Austria shows that mobile broadband can be a significant threat to the old DSL-fixed line business. As shown in the Figure, the last three quarters for Mobilkom Austria have witnessed mobile broadband subscriptions exceed DSL subscriptions, thanks to a significant uptake in datacards / USB dongles and internet-enabled smart phones. The main driver for this increased mobile broadband usage is the emergence of new platforms as well as tariff structures that are becoming more attractive than fixed DSL offers.
While Mobilkom Austria initiated the trend, the accompanying picture shows that the remaining mobile operators such as T-Mobile and (3) have positioned the standard “broadband 3Gbytes usage package” very competitively vis-à-vis fixed offers and are also matching the prices at the higher end. This has led to mobile broadband subscriber growth for all the operators.
Austrian operators have also started to redefine their offerings in order to create significant value to the customers. For example, (3) Austria has introduced an innovative FMC product promotion – combining Playstation, WiFi router, mobile TV and flat data. This is the first bundle of games console with flat-tariff mobile broadband contract.

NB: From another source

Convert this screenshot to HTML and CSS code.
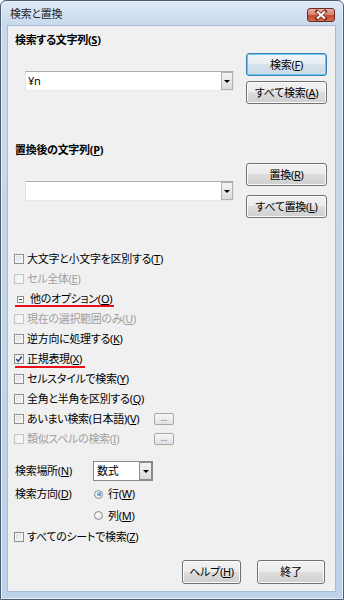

The Dilemma: While Austrian operators have become extremely successful in positioning mobile broadband as a viable alternative to fixed broadband, it remains to be seen how they cope up with the increased traffic on their mobile networks (see accompanying Figure about Mobilkom Austria’s traffic growth). They are looking at femtocell architectures, but that would require them to partner with fixed broadband players, a dependency they would like to avoid. In addition, femtocells are not viable in households without a fixed broadband option – which is the market they are trying to sell into in the first place!